Они развлекали себя бесконечными беседами. Адамс, который всегда имел склонность к обучению, советовал всем вокруг тренировать ум. Заключенные организовывали лекции и проводили дискуссии. Они встречались «у проволоки» – заборов, разделявших помещения, – и обсуждали политику, историю и последние новости с воли. Один молодой заключенный из ИРА – парень со свежим лицом и здравым умом – устраивал занятия по культуре. Он писал стихи и сделался официальным представителем республиканских заключенных по связям с прессой. Его звали Бобби Сэндз. Тюрьма превратилась, как заметил впоследствии Адамс, в «башню из слоновой кости за колючей проволокой». Адамс был остроумным, располагающим к себе собеседником, обладающим остротой мысли. Но, несмотря на всю его общительность, он имел такие личные аспекты, которые предпочитал никому не демонстрировать. В то время как Хьюз считал себя не просто нерелигиозным человеком, а атеистом, Адамс был совершенно погружен в католицизм. По ночам Хьюз читал речи Фиделя Кастро, а Адамс произносил молитвы.

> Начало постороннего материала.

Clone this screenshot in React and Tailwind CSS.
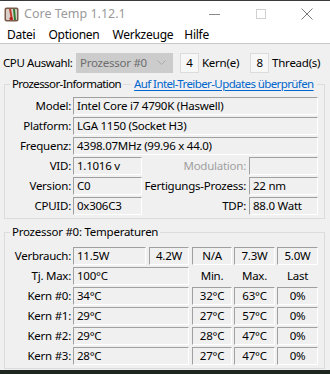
import React from "react";

const F = { fontFamily: '"Noto Sans", "Open Sans", sans-serif' };

function Box({ w, align = "left", children, ml = 0 }) {
  return (
    <div
      className={`h-[18px] shrink-0 flex items-center border-t border-l border-t-[#a0a0a0] border-l-[#a0a0a0] border-b border-r border-b-white border-r-white px-[3px] whitespace-nowrap ${
        align === "center" ? "justify-center" : align === "right" ? "justify-end" : "justify-start"
      }`}
      style={{ width: w, marginLeft: ml }}
    >
      {children}
    </div>
  );
}

function Label({ children, w = 66, gray = false }) {
  return (
    <div
      className={`text-right whitespace-nowrap shrink-0 ${gray ? "text-[#a0a0a0]" : "text-black"}`}
      style={{ width: w }}
    >
      {children}
    </div>
  );
}

function Row({ children }) {
  return <div className="flex items-center h-[18px]">{children}</div>;
}

export default function App() {
  return (
    <div
      className="w-[330px] h-[374px] bg-[#f0f0f0] flex flex-col overflow-hidden text-[11.5px] leading-none text-black tracking-[-0.25px] whitespace-nowrap"
      style={F}
    >
      <div className="h-[1px] bg-[#3a3a3a] shrink-0" />
      {/* Title bar */}
      <div className="h-[26px] shrink-0 bg-white flex items-center">
        <svg width="15" height="15" viewBox="0 0 15 15" className="ml-[4px] shrink-0">
          <rect x="0.5" y="0.5" width="14" height="14" rx="2" fill="#7a5a48" />
          <rect x="2" y="2" width="11" height="11" rx="1" fill="#d8d0c8" />
          <path d="M5 2 L7 13 L9 13 L7 2 Z" fill="#c0392b" />
          <path d="M9 2 L10 13 L12 13 L11 2 Z" fill="#2e7d32" />
          <circle cx="7" cy="11.5" r="1.6" fill="#b71c1c" />
        </svg>
        <span className="ml-[5px] text-[12.5px] text-[#9a9a9a] tracking-normal">Core Temp 1.12.1</span>
        <div className="ml-auto flex items-center">
          <div className="w-[11px] h-[1px] bg-[#8a8a8a] mr-[36px]" />
          <div className="w-[10px] h-[10px] border border-[#d0d0d0] mr-[35px]" />
          <svg width="12" height="12" viewBox="0 0 12 12" className="mr-[17px]">
            <path d="M0.5 0.5 L11.5 11.5 M11.5 0.5 L0.5 11.5" stroke="#7a7a7a" strokeWidth="1" />
          </svg>
        </div>
      </div>
      {/* Menu */}
      <div className="h-[17px] shrink-0 bg-white flex items-center border-b border-[#c8c8c8] text-black text-[12px]">
        <span className="ml-[7px]">Datei</span>
        <span className="ml-[13px]">Optionen</span>
        <span className="ml-[13px]">Werkzeuge</span>
        <span className="ml-[11px]">Hilfe</span>
      </div>
      {/* CPU row */}
      <div className="flex items-center h-[20px] mt-[9px] shrink-0">
        <span className="ml-[3px] w-[70px] shrink-0 tracking-[-0.4px]">CPU Auswahl:</span>
        <div className="ml-[3px] w-[97px] shrink-0 h-[20px] bg-[#cccccc] flex items-center text-[#6d6d6d] pl-[4px]">
          <span>Prozessor #0</span>
          <svg width="9" height="6" viewBox="0 0 9 6" className="ml-auto mr-[7px]">
            <path d="M0.5 0.5 L4.5 4.5 L8.5 0.5" stroke="#a8a8a8" fill="none" />
          </svg>
        </div>
        <div className="ml-[7px] w-[19px] shrink-0 h-[20px] bg-[#f7f7f7] border border-[#dcdcdc] flex items-center justify-center">4</div>
        <span className="ml-[3px]">Kern(e)</span>
        <div className="ml-[11px] w-[19px] shrink-0 h-[20px] bg-[#f7f7f7] border border-[#dcdcdc] flex items-center justify-center">8</div>
        <span className="ml-[3px]">Thread(s)</span>
      </div>
      {/* Group 1 */}
      <fieldset className="ml-[4px] w-[321px] shrink-0 border border-[#dcdcdc] mt-[3px] pb-[3px] pr-[6px] min-w-0">
        <legend className="ml-[5px] h-[16px] whitespace-nowrap">
          <div className="flex items-center h-[16px] w-max tracking-[-0.6px]">
            <span className="px-[2px]">Prozessor-Information</span>
            <span className="w-[8px] h-px bg-[#dcdcdc]" />
            <span className="px-[3px] text-[#0066cc] underline underline-offset-2">Auf Intel-Treiber-Updates überprüfen</span>
          </div>
        </legend>
        <div className="flex flex-col gap-[2px] mt-[5px]">
          <Row>
            <Label>Model:</Label>
            <Box w={245} ml={2}>Intel Core i7 4790K (Haswell)</Box>
          </Row>
          <Row>
            <Label>Platform:</Label>
            <Box w={245} ml={2}>LGA 1150 (Socket H3)</Box>
          </Row>
          <Row>
            <Label>Frequenz:</Label>
            <Box w={245} ml={2}>4398.07MHz (99.96 x 44.0)</Box>
          </Row>
          <Row>
            <Label>VID:</Label>
            <Box w={69} ml={2}>1.1016 v</Box>
            <Label w={104} gray>Modulation:</Label>
            <Box w={69} ml={3}></Box>
          </Row>
          <Row>
            <Label>Version:</Label>
            <Box w={69} ml={2}>C0</Box>
            <Label w={104}>Fertigungs-Prozess:</Label>
            <Box w={69} ml={3}>22 nm</Box>
          </Row>
          <Row>
            <Label>CPUID:</Label>
            <Box w={69} ml={2}>0x306C3</Box>
            <Label w={104}>TDP:</Label>
            <Box w={69} ml={3}>88.0 Watt</Box>
          </Row>
        </div>
      </fieldset>
      {/* Group 2 */}
      <fieldset className="ml-[4px] w-[321px] shrink-0 border border-[#dcdcdc] mt-[5px] pb-[3px] pr-[6px] min-w-0">
        <legend className="ml-[5px] h-[16px] whitespace-nowrap">
          <div className="flex items-center h-[16px] w-max">
            <span className="px-[2px]">Prozessor #0: Temperaturen</span>
          </div>
        </legend>
        <div className="flex flex-col gap-[2px] mt-[7px]">
          <Row>
            <Label>Verbrauch:</Label>
            <Box w={73} ml={2}>11.5W</Box>
            <Box w={40} ml={3} align="center">4.2W</Box>
            <Box w={40} ml={3} align="center">N/A</Box>
            <Box w={41} ml={2} align="center">7.3W</Box>
            <Box w={41} ml={2} align="center">5.0W</Box>
          </Row>
          <Row>
            <Label>Tj. Max:</Label>
            <Box w={116} ml={2}>100°C</Box>
            <div className="w-[40px] ml-[3px] text-center">Min.</div>
            <div className="w-[41px] ml-[2px] text-center">Max.</div>
            <div className="w-[41px] ml-[2px] text-center">Last</div>
          </Row>
          {[
            ["Kern #0:", "34°C", "32°C", "63°C", "0%"],
            ["Kern #1:", "29°C", "27°C", "57°C", "0%"],
            ["Kern #2:", "29°C", "28°C", "47°C", "0%"],
            ["Kern #3:", "28°C", "27°C", "47°C", "0%"],
          ].map((r) => (
            <Row key={r[0]}>
              <Label>{r[0]}</Label>
              <Box w={116} ml={2}>{r[1]}</Box>
              <Box w={40} ml={3} align="center">{r[2]}</Box>
              <Box w={41} ml={2} align="center">{r[3]}</Box>
              <Box w={41} ml={2} align="center">{r[4]}</Box>
            </Row>
          ))}
        </div>
      </fieldset>
      <div className="flex-1" />
      <div className="h-[4px] bg-[#1f2620] shrink-0" />
    </div>
  );
}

К середине 1970-х годов Адамс оказался перед дилеммой. С момента появления Временной армии в 1969 году и начала открытой борьбы с юнионистскими организациями, появилось ощущение, что конец близок, еще один рывок – и британцев выбросят в море. Это стратегическое положение способствовало как бешеному темпу проведения операций в ранние годы Смуты, так и возникновению высокого морального духа, который призывал людей в ряды сопротивления и воодушевлял их. Однако на шестом году развития конфликта стало ясно, что ситуация не так проста, как кажется. После нескольких лет насилия главный удар, которого все ждали и о котором так часто заявляла ИРА, не был нанесен, и общественная поддержка Провос пошла на спад. Британцы же между тем, казалось, приготовились к затяжному конфликту. Когда Адамс и Хьюз встречались со своими подчиненными у проволоки, чтобы поговорить, они видели новые постройки на территории тюрьмы – так называемые Н-блоки, в которые по завершении можно было поместить многих участников военизированных отрядов.